*AIM OF THE TASK*
Collect from the data below each line with "components".

*RECORDS TO USE*

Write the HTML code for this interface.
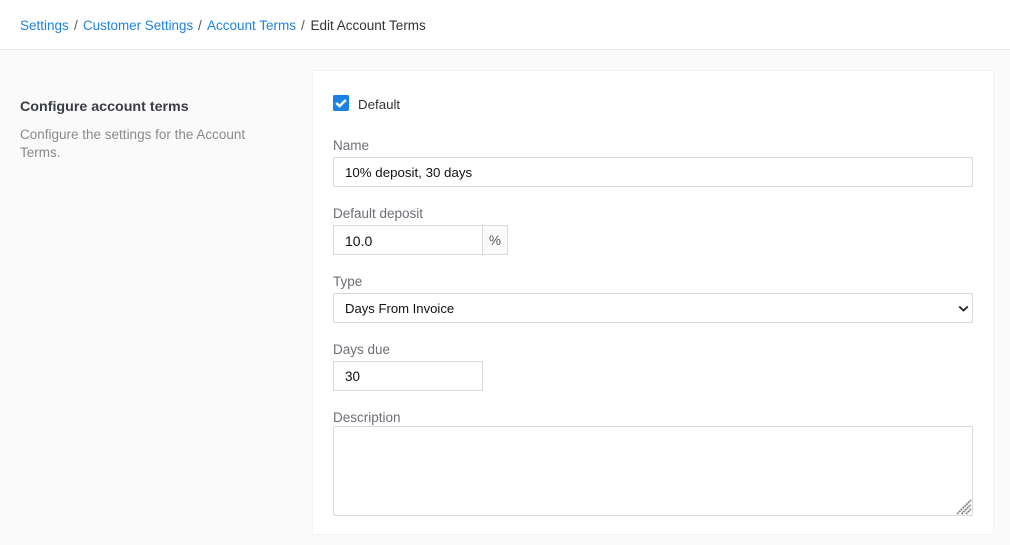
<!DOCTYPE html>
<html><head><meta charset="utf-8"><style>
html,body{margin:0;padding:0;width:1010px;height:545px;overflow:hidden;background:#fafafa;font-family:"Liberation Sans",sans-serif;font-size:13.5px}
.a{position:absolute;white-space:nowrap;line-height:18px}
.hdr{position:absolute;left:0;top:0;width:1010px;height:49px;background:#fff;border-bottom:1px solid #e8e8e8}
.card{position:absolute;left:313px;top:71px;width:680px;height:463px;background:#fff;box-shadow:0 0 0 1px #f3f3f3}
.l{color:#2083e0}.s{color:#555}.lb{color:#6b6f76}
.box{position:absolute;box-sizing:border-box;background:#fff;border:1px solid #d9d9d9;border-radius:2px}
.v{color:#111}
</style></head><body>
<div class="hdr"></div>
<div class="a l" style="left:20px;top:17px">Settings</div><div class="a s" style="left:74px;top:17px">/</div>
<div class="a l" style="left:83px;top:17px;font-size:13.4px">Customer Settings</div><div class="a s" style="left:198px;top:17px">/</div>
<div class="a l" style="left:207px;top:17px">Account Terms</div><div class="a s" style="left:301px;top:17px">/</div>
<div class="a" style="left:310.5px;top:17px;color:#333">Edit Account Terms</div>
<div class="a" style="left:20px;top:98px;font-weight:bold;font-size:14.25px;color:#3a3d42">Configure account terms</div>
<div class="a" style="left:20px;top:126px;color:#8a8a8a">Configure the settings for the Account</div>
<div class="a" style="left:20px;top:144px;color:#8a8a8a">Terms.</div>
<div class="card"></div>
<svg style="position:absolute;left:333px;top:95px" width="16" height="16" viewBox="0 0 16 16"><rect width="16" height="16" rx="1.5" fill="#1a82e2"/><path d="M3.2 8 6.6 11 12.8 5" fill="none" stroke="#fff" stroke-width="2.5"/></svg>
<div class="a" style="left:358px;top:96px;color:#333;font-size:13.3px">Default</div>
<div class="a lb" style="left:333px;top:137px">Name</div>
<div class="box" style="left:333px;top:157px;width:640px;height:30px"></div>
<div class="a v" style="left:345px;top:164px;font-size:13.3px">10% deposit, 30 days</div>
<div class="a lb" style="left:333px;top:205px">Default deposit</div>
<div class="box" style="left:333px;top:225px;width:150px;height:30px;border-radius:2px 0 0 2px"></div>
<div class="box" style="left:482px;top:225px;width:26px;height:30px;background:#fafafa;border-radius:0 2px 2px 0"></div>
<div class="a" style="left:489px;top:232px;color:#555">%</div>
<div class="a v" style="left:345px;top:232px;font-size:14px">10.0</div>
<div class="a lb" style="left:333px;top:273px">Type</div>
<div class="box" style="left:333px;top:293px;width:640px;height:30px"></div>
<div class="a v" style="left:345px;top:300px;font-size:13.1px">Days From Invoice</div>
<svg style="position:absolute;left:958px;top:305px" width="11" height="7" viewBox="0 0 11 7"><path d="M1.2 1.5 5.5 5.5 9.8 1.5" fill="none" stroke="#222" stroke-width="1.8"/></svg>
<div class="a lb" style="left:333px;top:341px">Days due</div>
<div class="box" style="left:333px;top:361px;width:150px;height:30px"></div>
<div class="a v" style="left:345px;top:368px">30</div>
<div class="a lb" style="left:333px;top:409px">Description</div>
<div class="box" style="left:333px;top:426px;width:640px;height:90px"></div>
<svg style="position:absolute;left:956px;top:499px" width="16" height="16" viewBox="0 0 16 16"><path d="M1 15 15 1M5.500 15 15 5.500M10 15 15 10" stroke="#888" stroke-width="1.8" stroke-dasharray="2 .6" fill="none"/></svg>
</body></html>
* * *
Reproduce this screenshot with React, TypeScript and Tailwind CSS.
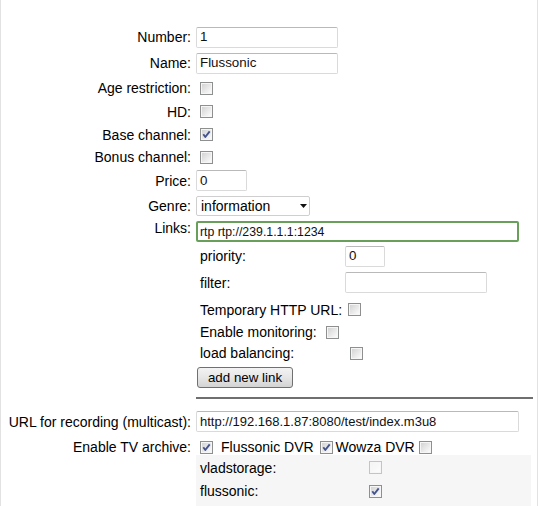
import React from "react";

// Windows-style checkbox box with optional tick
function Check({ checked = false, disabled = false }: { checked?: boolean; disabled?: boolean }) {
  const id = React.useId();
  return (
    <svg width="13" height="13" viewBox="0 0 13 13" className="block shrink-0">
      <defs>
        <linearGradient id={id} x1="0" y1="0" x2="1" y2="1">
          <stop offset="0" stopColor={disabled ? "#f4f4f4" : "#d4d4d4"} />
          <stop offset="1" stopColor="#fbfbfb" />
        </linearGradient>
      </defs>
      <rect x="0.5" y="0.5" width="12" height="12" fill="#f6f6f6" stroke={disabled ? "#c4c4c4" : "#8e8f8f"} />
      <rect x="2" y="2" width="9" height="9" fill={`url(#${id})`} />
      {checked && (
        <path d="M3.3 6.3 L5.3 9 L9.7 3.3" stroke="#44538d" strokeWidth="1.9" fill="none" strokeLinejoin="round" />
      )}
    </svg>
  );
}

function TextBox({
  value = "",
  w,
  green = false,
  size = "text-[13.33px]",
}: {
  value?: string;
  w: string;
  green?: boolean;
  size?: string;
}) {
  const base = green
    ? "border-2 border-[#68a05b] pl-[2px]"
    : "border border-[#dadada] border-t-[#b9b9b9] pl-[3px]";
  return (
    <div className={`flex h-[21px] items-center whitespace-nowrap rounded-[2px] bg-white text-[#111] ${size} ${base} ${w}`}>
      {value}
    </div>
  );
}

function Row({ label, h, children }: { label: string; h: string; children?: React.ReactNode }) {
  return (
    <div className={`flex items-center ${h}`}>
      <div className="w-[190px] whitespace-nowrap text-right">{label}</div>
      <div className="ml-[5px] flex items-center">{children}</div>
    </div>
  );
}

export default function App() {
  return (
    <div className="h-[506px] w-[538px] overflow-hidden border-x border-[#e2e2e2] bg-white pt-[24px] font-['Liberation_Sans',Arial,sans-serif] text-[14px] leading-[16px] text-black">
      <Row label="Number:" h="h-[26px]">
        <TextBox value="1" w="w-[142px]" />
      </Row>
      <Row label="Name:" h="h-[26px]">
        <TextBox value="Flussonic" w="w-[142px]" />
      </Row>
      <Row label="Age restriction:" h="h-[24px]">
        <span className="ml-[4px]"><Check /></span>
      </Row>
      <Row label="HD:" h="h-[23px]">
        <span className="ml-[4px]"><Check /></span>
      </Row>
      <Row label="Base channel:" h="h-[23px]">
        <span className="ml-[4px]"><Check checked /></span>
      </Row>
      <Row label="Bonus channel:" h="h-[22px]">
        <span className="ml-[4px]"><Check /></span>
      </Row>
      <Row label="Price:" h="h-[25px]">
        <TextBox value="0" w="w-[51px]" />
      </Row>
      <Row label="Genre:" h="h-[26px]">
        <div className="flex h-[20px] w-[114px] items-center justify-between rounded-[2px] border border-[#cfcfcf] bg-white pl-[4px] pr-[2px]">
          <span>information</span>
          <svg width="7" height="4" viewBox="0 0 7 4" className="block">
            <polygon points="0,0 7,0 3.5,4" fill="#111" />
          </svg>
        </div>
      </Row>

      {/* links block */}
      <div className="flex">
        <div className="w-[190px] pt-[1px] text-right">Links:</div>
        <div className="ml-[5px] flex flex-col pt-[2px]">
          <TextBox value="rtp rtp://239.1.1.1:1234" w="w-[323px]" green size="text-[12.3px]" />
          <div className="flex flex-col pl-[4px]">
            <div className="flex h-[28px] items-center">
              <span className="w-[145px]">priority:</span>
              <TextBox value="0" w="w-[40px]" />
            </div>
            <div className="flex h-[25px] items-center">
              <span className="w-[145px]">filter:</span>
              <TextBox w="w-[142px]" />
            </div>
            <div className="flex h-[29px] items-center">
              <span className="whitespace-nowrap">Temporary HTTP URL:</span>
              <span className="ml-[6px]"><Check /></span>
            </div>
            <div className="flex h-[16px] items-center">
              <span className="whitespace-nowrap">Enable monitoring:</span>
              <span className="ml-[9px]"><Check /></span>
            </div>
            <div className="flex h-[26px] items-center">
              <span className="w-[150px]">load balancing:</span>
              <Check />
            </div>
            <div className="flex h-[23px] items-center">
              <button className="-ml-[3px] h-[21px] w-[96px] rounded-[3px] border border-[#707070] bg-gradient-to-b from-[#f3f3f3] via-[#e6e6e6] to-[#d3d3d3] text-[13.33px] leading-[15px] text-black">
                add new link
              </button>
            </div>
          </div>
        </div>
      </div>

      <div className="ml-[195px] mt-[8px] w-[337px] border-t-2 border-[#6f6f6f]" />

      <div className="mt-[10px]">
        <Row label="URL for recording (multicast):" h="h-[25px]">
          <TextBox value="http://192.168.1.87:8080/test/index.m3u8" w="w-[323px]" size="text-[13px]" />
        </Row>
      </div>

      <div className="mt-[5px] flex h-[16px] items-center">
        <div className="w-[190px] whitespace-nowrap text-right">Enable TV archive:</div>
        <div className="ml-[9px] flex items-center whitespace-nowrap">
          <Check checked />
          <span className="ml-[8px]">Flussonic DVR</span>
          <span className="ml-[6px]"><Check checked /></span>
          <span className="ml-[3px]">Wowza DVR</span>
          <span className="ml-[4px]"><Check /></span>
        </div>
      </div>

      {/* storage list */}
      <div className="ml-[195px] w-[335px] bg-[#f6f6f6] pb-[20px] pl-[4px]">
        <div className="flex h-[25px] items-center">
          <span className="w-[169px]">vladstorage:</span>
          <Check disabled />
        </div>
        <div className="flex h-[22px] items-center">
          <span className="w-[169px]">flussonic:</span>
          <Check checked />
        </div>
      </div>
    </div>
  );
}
--
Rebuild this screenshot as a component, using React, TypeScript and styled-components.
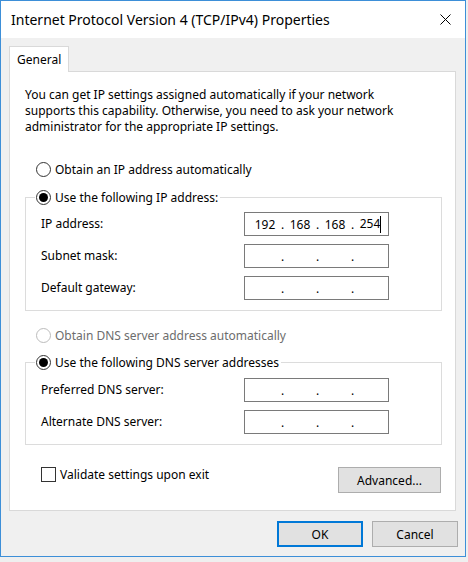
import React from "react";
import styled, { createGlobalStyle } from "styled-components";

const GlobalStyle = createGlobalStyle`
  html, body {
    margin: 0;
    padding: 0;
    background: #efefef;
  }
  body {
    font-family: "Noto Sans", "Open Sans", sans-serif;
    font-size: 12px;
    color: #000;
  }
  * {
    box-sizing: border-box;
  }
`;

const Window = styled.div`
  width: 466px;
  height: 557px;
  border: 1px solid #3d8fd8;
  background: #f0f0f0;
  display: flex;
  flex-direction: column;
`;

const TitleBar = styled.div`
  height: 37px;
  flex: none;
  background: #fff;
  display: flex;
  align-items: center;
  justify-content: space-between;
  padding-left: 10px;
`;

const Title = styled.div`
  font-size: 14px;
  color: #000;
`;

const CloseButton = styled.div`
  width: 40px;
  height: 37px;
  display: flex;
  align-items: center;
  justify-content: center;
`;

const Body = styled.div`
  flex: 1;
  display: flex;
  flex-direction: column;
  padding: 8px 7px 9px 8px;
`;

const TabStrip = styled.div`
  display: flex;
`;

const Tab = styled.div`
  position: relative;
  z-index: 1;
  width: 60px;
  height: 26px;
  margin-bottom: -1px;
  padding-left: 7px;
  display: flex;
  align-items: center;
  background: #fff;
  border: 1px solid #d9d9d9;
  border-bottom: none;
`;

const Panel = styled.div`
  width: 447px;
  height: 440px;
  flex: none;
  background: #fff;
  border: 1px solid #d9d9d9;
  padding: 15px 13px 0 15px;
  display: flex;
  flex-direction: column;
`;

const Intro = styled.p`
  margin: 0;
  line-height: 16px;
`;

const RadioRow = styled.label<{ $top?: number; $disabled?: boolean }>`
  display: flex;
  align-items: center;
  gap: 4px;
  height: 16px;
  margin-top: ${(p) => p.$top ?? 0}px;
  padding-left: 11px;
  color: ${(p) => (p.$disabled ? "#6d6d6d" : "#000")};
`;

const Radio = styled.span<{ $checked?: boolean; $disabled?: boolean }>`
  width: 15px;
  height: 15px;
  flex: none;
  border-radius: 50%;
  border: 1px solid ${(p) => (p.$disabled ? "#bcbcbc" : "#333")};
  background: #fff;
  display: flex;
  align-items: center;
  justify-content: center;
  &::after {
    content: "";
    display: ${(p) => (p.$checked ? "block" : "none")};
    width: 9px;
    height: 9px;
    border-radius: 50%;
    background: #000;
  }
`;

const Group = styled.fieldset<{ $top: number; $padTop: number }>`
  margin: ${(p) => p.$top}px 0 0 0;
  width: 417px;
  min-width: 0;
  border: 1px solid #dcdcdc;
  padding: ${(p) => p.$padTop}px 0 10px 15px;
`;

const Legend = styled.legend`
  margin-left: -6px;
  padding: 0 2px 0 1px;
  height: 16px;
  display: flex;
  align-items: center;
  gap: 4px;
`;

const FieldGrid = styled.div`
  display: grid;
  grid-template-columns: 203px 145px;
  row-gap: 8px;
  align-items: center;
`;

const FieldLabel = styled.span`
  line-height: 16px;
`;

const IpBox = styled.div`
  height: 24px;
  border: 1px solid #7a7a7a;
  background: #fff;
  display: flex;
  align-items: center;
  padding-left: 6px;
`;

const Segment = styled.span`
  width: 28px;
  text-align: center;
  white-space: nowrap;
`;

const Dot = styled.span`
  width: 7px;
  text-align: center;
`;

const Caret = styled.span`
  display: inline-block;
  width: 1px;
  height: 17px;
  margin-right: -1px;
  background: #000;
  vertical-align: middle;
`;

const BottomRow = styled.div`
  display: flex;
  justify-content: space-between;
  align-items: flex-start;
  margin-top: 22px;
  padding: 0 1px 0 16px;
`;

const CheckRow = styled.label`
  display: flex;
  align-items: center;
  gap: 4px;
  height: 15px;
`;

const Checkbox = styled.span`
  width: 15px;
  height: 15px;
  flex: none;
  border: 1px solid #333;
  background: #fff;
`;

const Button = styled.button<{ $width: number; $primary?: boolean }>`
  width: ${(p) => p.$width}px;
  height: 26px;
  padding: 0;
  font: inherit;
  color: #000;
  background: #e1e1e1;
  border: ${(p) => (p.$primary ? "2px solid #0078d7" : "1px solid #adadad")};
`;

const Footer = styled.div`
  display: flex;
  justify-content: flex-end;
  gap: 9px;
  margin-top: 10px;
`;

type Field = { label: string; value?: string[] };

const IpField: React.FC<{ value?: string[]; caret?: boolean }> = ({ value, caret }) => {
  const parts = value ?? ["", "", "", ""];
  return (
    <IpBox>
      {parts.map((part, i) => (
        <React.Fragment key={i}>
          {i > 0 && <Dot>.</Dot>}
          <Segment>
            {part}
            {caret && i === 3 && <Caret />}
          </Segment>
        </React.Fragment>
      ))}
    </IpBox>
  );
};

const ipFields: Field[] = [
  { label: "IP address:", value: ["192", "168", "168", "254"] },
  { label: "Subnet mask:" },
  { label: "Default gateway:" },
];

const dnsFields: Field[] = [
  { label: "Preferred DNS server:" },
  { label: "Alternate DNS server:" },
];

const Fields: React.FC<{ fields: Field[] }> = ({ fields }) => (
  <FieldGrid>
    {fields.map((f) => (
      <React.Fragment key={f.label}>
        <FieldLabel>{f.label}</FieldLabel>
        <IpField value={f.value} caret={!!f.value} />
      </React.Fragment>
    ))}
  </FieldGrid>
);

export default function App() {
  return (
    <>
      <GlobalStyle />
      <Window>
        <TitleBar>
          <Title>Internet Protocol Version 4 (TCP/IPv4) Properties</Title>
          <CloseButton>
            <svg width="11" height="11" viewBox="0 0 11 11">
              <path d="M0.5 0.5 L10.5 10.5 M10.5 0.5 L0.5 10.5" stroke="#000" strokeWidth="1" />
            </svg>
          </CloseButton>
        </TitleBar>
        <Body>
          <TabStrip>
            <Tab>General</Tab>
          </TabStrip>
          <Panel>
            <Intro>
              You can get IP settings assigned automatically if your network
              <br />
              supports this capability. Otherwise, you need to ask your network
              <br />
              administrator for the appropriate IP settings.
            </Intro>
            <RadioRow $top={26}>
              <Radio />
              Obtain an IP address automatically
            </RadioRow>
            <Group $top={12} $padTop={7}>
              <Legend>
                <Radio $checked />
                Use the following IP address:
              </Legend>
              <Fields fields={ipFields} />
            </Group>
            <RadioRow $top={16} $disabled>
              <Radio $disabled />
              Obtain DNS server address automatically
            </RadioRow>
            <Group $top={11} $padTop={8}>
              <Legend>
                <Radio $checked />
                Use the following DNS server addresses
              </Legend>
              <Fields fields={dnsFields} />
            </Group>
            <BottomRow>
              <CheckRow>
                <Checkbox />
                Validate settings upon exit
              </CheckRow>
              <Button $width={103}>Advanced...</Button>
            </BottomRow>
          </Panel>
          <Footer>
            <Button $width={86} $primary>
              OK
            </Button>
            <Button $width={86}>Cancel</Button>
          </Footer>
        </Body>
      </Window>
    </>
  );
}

*SOLUTION TO THE PROBLEM*
Rebuild this screenshot as a component, using React, TypeScript and styled-components.
import styled, { createGlobalStyle } from "styled-components";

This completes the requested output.